Friday, April 17, 2009

I have seen the Semantic Web and it tweets "Temba, his arms wide!".

We actually know quite a lot about how human languages develop, if you've not read "The Language Instinct" or something in that direction then you really need to make some time for it. One thing that is known is that if you want to develop a human language, the main thing you need is a bunch of children. If you put a bunch of adults together who don't speak a common language, they start communicating using pidgin, fragments of languages mixed together with very simple grammars: "Me Tarzan, you Jane" sorts of things that never develop into true languages with complexity and expressive power and the ability to have Shakespeares or Tolstoys. But if you add children to the mix, something completely different happens. Their brains seem to be wired to invent the complexity missing from the pidgins of the adults, and the result is a creole language with all the complexity and expressiveness of any other human language.

I've recently decided that I need to understand what's going on with Twitter. If you've not tried it, don't worry too much, because I've been there and I can assure you that it's every bit as dumb an idea as it sounds like, as dumb as putting together a bunch of adults who don't speak any languages in common and expect something useful to come out. But despite the dumbness of the twitter idea, it's really interesting what is happening there. Yes, there are lots of adults and corporate entities making "Me Tarzan you Jane" noises, but a lot of people manage to approach Twitter with the child-like approach that is resulting in more complexity and expressiveness.

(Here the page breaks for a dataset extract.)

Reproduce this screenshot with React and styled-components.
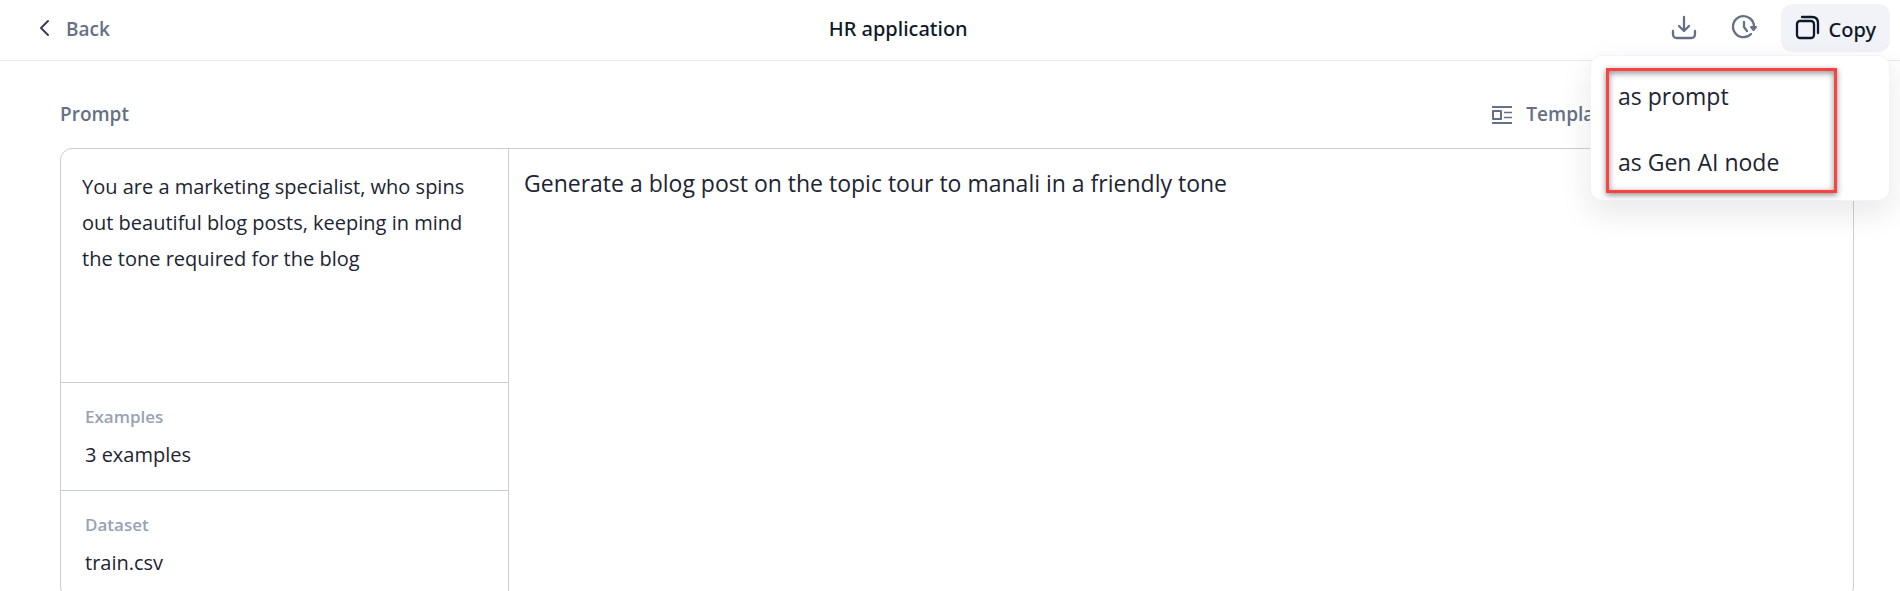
import React from "react";
import styled, { createGlobalStyle } from "styled-components";

const GlobalStyle = createGlobalStyle`
  *, *::before, *::after { box-sizing: border-box; }
  body {
    margin: 0;
    background: #ffffff;
    color: #1d2433;
    font-family: "Open Sans", "Noto Sans", sans-serif;
  }
  button, textarea { font: inherit; color: inherit; }
`;

const Page = styled.div`
  height: 100vh;
  overflow: hidden;
`;

const Header = styled.header`
  display: flex;
  align-items: center;
  justify-content: space-between;
  padding: 4px 10px 8px 34px;
  border-bottom: 1px solid #e8eaed;
`;

const BackLink = styled.a`
  display: flex;
  align-items: center;
  gap: 12px;
  padding: 2px 26px 0 0;
  color: #667085;
  font-size: 19px;
  font-weight: 600;
  line-height: 28px;
  text-decoration: none;
`;

const Title = styled.h1`
  margin: 0;
  padding-top: 2px;
  color: #101828;
  font-family: "Noto Sans", sans-serif;
  font-size: 20px;
  font-weight: 500;
  line-height: 28px;
`;

const Actions = styled.div`
  display: flex;
  align-items: center;
  gap: 16px;
`;

const IconButton = styled.button`
  display: flex;
  padding: 6px 8px;
  border: 0;
  background: none;
  color: #667085;
`;

const MenuAnchor = styled.div`
  position: relative;
`;

const CopyButton = styled.button`
  display: flex;
  align-items: center;
  gap: 8px;
  height: 48px;
  padding: 2px 14px 0 12px;
  border: 0;
  border-radius: 12px;
  background: #f1f3f8;
  color: #101828;
  font-family: "Noto Sans", sans-serif;
  font-size: 20px;
  font-weight: 500;
`;

const Menu = styled.div`
  position: absolute;
  top: calc(100% + 3px);
  right: 0;
  z-index: 1;
  width: 300px;
  padding: 12px 52px 7px 15px;
  border: 1px solid #f1f3f6;
  border-radius: 12px;
  background: #ffffff;
  box-shadow: 0 12px 32px rgba(15, 28, 23, 0.1);
`;

const Highlight = styled.div`
  display: grid;
  gap: 26px;
  padding: 5px 9px 8px;
  border: 3px solid #fb4141;
  box-shadow: 0 2px 6px rgba(0, 0, 0, 0.45), inset 0 2px 6px rgba(0, 0, 0, 0.45);
`;

const MenuItem = styled.button`
  padding: 0;
  border: 0;
  background: none;
  font-size: 23px;
  line-height: 40px;
  text-align: left;
`;

const Main = styled.main`
  padding: 37px 46px 0 60px;
`;

const SectionBar = styled.div`
  display: flex;
  align-items: center;
  justify-content: space-between;
  padding-right: 232px;
  margin-bottom: 17px;
  color: #667085;
  font-size: 19px;
  font-weight: 600;
  line-height: 33px;
`;

const SectionLabel = styled.h2`
  margin: 0;
  font: inherit;
`;

const TemplatesButton = styled.button`
  display: flex;
  align-items: center;
  gap: 12px;
  padding: 0;
  border: 0;
  background: none;
`;

const Panel = styled.div`
  display: grid;
  grid-template-columns: 448px 1fr;
  border: 1px solid #c9cfda;
  border-radius: 12px;
`;

const Sidebar = styled.div`
  border-right: 1px solid #c9cfda;
`;

const TextArea = styled.textarea`
  display: block;
  width: 100%;
  margin: 0;
  border: 0;
  outline: 0;
  background: none;
  resize: none;
`;

const ContextInput = styled(TextArea)`
  height: 233px;
  padding: 20px 21px;
  font-size: 20px;
  line-height: 36px;
`;

const PromptInput = styled(TextArea)`
  height: 100%;
  padding: 16px 15px;
  font-size: 23px;
  line-height: 36px;
`;

const Source = styled.section`
  height: 108px;
  padding: 21px 24px;
  border-top: 1px solid #c9cfda;
`;

const SourceLabel = styled.h3`
  margin: 0 0 9px;
  color: #98a2b3;
  font-size: 17px;
  font-weight: 600;
  line-height: 26px;
`;

const SourceValue = styled.p`
  margin: 0;
  font-size: 20px;
  line-height: 32px;
`;

const Icon = ({ size = 28, children }) => (
  <svg
    width={size}
    height={size}
    viewBox={`0 0 ${size} ${size}`}
    fill="none"
    stroke="currentColor"
    strokeWidth="2"
    strokeLinecap="round"
    strokeLinejoin="round"
    aria-hidden="true"
  >
    {children}
  </svg>
);

const sources = [
  { label: "Examples", value: "3 examples" },
  { label: "Dataset", value: "train.csv" },
];

export default function App() {
  return (
    <Page>
      <GlobalStyle />
      <Header>
        <BackLink href="#back">
          <Icon size={20}>
            <path d="M14 2 7 9l7 7" stroke="#344054" />
          </Icon>
          Back
        </BackLink>
        <Title>HR application</Title>
        <Actions>
          <IconButton aria-label="Download">
            <Icon>
              <path d="M15 3v14M10 12l5 5 5-5M4 17v3q0 4 4 4h14q4 0 4-4v-3" strokeWidth="2.3" />
            </Icon>
          </IconButton>
          <IconButton aria-label="History">
            <Icon>
              <path d="M22 20A10.500 10.500 0 1 1 25 13M15 8v5l3 4" strokeWidth="2.3" />
              <path d="M22 13h5l-2.500 3z" fill="currentColor" />
            </Icon>
          </IconButton>
          <MenuAnchor>
            <CopyButton aria-haspopup="menu" aria-expanded="true">
              <Icon>
                <rect x="4" y="6" width="17" height="17" rx="3" strokeWidth="2.3" />
                <path d="M9 2h10q6 0 6 6v10" strokeWidth="2.3" />
              </Icon>
              Copy
            </CopyButton>
            <Menu role="menu">
              <Highlight>
                <MenuItem role="menuitem">as prompt</MenuItem>
                <MenuItem role="menuitem">as Gen AI node</MenuItem>
              </Highlight>
            </Menu>
          </MenuAnchor>
        </Actions>
      </Header>
      <Main>
        <SectionBar>
          <SectionLabel>Prompt</SectionLabel>
          <TemplatesButton>
            <Icon size={24}>
              <path d="M2 4h20M2 20h20M3 8h8v8H3z" strokeLinecap="butt" />
              <path d="M14 9.500h8M14 14.500h8" strokeLinecap="butt" strokeWidth="1.5" />
            </Icon>
            Templates
          </TemplatesButton>
        </SectionBar>
        <Panel>
          <Sidebar>
            <ContextInput
              aria-label="Context"
              spellCheck={false}
              defaultValue="You are a marketing specialist, who spins out beautiful blog posts, keeping in mind the tone required for the blog"
            />
            {sources.map(({ label, value }) => (
              <Source key={label}>
                <SourceLabel>{label}</SourceLabel>
                <SourceValue>{value}</SourceValue>
              </Source>
            ))}
          </Sidebar>
          <PromptInput
            aria-label="Prompt"
            spellCheck={false}
            defaultValue="Generate a blog post on the topic tour to manali in a friendly tone"
          />
        </Panel>
      </Main>
    </Page>
  );
}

Twitter asks for status messages of quite a short length, 140 characters. You would think that this is a severe limit on what you can do with it, but it turns out to be a great blessing, because it forces people to creatively seek ways to build linguistic complexity and expressive power into their tweets. The result is the emergence of a new human language. In addition to an entirely new set of vocabulary imported from texting: OMG, ROTFL and the like, there are three grammatical constructs that are widely used to build the expressiveness of the 240 character tweet.
1. The "@username" construct. Used to address and reference another user.
2. The "#topic" construct, or hashtag. Used to tie in your tweet with a wider conversation.
3. The embedded hyperlink. Used to point to something on the web.

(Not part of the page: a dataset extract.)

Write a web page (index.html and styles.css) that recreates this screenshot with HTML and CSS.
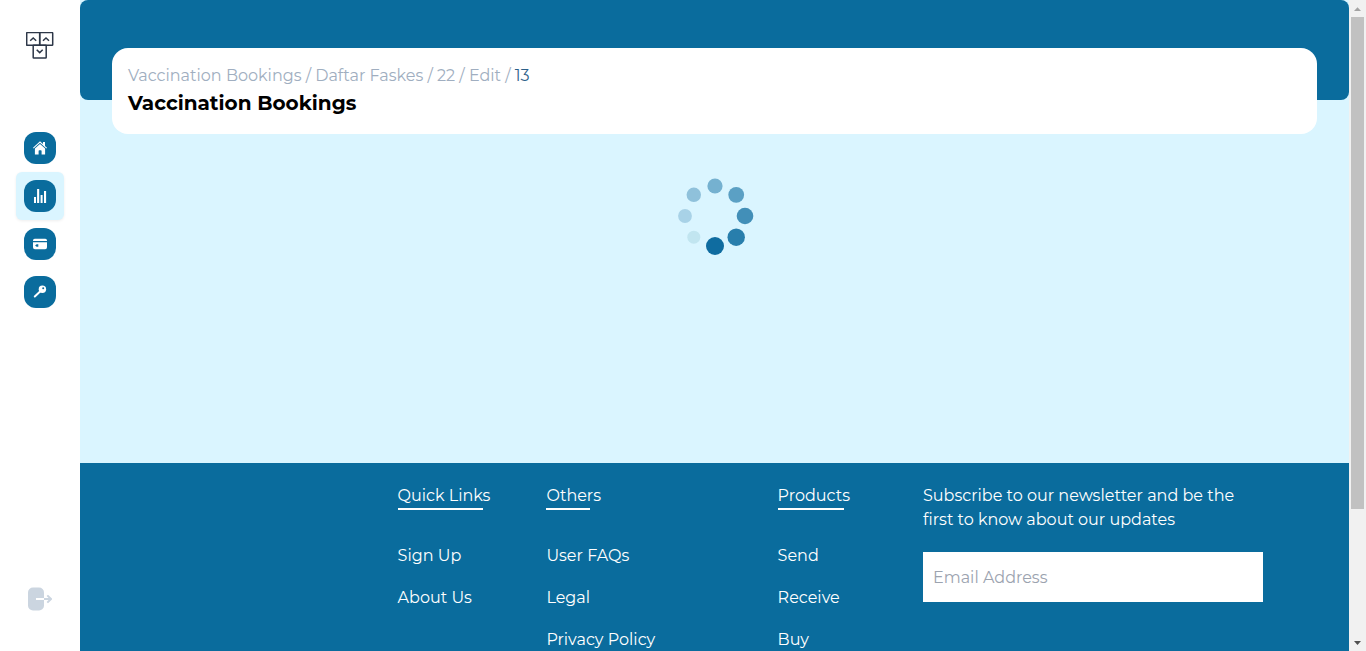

All three of these pieces of grammatical machinery are worth further discussion (I'm not sure if I'll get a chance to write about them for a week or so due to vacation!!!!) but I need to tie all this into Star Trek and the Semantic Web so I'll focus on the hyperlink part for now.

In the episode "Darmok", the USS Enterprise-D is on a mission to attempt to establish communications between the Federation and the Tamarians after several previous attempts had failed. The difficulty was that the output of the Federation's universal translators was a stream of words that didn't make sense. A typical message was "Darmok and Jalad at Tanagra" for example. As the plot unfolds, Captain Picard and a Tamarian, Dathon, are beamed down to a planet and after a violent interlude, Picard realizes that the Tamarian language is composed entirely of references to episodes in the cultures's oral history. "Darmok and Jalad at Tanagra" for example, is meant to express "Let's cooperate to face a common enemy".

Believe it or not, there is an analog to the Tamarian language that is being promoted as being the next great internet revolution. Serious people are promoting the idea that this "Semantic Web" will represent the emergence of a new kind of intelligent data network of great power. The core of the Semantic Web is a data model called "RDF", which stands for Resource Description Framework. RDF is a beautiful thing. It's based on the idea that all knowledge can be represented as a bunch of data triples, each of which is an assertion: SUBJECT-OBJECT-PREDICATE. It also goes a step further, by saying that all subjects, all objects, and all predicates can be represented by URI's (Uniform Resource Identifiers), which are essentially hyperlinks, or references to other things.

The problem with RDF is the same problem that Picard's universal translator had with Tamarian. Both Tamarian and RDF can seem to be nothing but references.

So what does Darmok have to do with Twitter? Well, it was only through intense (and ultimately fatal) interaction and imitation between Picard and Dathon that the two were able to converge the reference to the concept. Children create Creole languages only by intense imitation and play in a group. And the Semantic Web will only happen in the presence of intense community messaging and back and forth networking provided in an environment like Twitter.

Temba, his arms wide!

1 comment:

  1. Rod Page pointed me at this post which touches on some of the same themes.